Tell how many lines in the data below hold the string "index"; give nothing but the number.

* * * *

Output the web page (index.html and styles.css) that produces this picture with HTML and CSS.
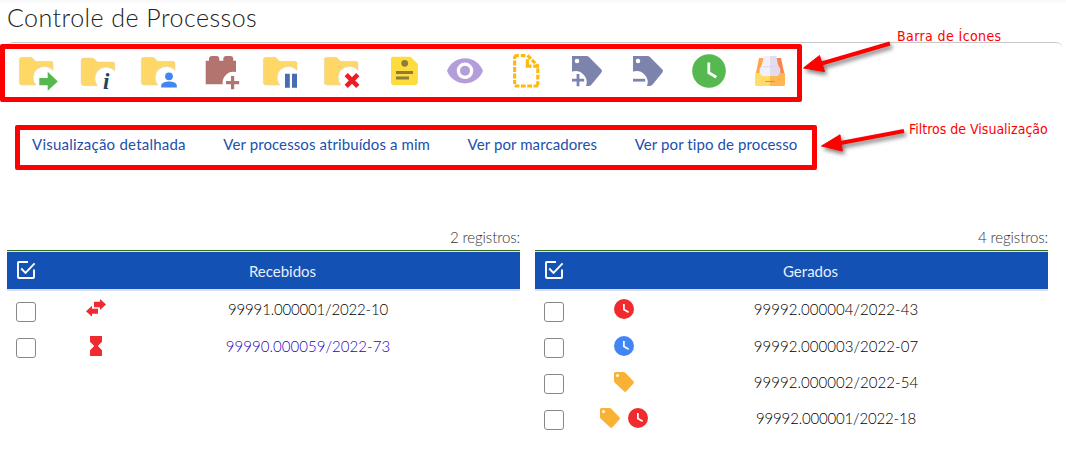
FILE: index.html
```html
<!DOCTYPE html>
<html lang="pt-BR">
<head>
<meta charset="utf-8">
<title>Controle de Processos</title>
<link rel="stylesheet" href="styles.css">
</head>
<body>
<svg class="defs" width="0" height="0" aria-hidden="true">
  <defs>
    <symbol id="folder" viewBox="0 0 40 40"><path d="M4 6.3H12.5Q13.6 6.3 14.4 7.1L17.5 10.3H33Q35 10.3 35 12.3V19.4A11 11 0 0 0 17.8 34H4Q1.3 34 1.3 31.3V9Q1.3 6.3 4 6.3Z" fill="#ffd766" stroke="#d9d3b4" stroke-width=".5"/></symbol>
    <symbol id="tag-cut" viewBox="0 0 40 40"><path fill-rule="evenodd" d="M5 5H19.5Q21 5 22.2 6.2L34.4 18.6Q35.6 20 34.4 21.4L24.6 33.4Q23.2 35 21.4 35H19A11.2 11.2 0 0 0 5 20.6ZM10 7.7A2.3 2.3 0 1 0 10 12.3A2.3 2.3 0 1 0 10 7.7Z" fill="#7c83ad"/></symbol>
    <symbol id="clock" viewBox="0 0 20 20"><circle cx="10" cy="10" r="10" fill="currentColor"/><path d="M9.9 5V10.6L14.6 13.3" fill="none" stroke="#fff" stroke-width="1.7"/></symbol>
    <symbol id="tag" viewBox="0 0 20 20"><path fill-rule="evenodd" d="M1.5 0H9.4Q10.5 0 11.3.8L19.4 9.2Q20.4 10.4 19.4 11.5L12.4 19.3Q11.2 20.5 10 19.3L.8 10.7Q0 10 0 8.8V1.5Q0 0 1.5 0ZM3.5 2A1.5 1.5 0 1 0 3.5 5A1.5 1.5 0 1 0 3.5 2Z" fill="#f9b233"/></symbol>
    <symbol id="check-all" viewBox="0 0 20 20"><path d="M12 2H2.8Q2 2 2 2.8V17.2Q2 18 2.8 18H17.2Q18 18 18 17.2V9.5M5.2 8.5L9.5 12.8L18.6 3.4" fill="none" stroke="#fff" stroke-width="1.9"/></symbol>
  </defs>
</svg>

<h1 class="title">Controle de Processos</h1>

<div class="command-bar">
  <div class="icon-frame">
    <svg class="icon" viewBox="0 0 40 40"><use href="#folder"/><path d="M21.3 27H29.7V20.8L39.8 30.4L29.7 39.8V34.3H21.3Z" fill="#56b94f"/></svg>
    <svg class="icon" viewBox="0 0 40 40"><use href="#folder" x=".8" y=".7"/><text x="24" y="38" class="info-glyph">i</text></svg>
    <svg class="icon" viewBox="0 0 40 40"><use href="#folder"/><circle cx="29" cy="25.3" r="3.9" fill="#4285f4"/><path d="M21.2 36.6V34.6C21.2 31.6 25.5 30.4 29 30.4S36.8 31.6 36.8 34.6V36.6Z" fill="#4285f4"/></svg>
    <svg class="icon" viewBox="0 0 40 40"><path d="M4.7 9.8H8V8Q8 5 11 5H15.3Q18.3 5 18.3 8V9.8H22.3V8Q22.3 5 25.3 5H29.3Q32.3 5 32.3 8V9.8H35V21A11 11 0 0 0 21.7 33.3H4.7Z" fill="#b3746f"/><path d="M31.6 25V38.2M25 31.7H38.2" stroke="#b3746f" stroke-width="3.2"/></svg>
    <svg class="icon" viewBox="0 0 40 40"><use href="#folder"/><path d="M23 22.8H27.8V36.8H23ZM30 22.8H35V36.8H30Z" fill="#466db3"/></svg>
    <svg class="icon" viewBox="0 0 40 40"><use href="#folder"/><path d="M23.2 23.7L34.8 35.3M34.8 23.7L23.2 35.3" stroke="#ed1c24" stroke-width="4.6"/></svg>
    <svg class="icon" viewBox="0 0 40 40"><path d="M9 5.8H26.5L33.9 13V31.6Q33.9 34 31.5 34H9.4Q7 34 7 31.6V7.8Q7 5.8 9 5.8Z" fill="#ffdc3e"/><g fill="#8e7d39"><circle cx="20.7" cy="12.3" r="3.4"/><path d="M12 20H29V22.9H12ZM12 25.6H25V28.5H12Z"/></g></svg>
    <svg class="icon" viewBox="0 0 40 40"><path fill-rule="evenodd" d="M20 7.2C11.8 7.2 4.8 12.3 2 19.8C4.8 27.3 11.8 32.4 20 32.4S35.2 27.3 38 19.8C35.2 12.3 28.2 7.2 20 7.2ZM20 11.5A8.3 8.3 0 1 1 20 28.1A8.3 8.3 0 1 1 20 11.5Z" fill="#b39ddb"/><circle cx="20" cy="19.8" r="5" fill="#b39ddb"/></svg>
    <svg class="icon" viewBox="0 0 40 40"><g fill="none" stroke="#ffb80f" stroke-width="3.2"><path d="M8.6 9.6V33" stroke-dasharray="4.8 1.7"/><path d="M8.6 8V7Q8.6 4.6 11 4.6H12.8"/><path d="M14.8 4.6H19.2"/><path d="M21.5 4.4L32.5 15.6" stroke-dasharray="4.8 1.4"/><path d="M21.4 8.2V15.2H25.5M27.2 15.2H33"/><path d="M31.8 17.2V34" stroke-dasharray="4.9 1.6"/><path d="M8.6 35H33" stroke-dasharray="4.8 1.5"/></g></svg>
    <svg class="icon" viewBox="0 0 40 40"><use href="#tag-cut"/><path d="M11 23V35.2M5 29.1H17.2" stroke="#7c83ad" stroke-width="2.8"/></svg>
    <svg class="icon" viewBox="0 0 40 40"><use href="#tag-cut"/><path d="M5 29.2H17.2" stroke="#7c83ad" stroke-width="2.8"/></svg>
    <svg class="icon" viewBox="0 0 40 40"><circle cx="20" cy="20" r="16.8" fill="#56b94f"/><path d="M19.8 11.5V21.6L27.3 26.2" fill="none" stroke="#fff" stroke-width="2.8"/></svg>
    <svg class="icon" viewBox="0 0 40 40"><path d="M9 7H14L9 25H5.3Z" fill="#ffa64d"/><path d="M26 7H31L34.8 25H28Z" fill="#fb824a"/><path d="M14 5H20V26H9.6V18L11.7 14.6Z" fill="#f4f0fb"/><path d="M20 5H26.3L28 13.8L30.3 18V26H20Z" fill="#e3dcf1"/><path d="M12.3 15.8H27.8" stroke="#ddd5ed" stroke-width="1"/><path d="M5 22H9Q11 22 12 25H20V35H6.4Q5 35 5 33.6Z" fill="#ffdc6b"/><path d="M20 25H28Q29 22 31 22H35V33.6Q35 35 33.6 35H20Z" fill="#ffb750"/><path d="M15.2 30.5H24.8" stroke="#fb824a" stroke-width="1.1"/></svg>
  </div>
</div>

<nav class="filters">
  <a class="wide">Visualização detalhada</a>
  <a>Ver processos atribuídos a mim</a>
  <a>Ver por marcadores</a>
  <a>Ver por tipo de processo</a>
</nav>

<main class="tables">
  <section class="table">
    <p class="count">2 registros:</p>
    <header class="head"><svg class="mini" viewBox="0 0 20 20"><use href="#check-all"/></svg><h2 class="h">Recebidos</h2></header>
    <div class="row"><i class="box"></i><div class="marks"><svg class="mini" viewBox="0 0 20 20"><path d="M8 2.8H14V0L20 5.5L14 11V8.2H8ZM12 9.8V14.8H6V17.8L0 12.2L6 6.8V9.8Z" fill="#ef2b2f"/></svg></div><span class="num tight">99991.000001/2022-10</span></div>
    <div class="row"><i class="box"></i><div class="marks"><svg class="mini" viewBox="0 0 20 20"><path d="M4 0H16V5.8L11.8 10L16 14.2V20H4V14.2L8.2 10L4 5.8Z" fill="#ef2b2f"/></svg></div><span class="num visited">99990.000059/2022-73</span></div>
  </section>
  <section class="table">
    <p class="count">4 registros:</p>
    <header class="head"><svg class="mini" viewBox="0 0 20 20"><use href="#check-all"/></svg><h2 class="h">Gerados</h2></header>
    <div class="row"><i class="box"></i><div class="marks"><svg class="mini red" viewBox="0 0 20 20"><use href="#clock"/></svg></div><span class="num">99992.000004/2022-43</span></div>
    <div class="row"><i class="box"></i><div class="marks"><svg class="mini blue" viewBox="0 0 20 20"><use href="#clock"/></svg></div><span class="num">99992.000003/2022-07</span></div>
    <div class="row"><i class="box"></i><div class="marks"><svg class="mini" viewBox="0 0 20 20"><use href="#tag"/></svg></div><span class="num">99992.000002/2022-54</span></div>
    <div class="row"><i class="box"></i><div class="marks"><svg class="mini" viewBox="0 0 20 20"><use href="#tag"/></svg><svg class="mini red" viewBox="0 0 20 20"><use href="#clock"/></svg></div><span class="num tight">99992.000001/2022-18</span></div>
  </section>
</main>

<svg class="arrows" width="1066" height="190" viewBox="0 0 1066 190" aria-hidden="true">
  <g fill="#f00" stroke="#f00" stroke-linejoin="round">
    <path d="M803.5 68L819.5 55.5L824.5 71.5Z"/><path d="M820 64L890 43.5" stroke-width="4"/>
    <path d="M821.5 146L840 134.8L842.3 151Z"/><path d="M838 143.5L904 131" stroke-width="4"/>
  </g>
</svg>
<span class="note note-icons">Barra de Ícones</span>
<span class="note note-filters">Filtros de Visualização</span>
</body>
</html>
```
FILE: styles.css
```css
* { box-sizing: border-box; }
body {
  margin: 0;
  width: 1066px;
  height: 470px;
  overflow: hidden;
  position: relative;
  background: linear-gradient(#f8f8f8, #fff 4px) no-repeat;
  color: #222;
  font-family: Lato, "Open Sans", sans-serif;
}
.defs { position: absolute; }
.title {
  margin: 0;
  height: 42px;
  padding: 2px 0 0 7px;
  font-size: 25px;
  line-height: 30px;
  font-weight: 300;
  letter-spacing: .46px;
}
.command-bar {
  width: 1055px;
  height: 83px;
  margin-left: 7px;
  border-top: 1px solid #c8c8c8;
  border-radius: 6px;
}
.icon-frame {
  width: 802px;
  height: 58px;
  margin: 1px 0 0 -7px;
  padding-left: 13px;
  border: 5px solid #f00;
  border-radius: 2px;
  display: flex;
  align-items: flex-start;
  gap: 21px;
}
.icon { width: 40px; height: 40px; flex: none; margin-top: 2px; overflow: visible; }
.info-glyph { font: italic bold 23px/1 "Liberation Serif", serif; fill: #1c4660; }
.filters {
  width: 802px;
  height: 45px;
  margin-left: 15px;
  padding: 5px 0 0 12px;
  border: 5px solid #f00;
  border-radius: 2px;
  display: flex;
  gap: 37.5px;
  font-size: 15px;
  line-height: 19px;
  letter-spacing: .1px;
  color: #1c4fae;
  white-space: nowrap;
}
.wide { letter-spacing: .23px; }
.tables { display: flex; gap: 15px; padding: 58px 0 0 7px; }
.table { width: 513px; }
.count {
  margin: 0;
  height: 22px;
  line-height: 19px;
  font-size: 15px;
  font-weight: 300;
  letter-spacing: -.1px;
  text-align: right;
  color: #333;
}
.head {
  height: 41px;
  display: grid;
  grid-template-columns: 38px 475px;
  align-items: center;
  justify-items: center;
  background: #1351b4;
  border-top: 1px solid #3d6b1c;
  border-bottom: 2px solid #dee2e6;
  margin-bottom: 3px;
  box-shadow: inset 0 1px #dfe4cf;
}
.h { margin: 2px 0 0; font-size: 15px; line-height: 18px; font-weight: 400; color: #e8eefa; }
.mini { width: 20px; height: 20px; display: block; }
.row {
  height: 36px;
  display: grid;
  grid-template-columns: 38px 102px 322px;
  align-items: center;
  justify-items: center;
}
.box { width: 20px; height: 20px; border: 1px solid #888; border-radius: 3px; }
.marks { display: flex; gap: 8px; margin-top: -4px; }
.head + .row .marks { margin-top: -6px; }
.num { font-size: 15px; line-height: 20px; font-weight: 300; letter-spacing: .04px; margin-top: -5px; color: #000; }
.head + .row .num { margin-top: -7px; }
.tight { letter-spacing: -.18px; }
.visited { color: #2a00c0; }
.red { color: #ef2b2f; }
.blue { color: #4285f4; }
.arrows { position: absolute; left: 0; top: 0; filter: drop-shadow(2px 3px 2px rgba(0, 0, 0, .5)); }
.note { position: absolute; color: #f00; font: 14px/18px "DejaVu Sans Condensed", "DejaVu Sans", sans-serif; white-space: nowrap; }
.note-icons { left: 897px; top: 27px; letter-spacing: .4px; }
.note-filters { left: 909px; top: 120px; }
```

* * * *

WRITTEN SOLUTION. 2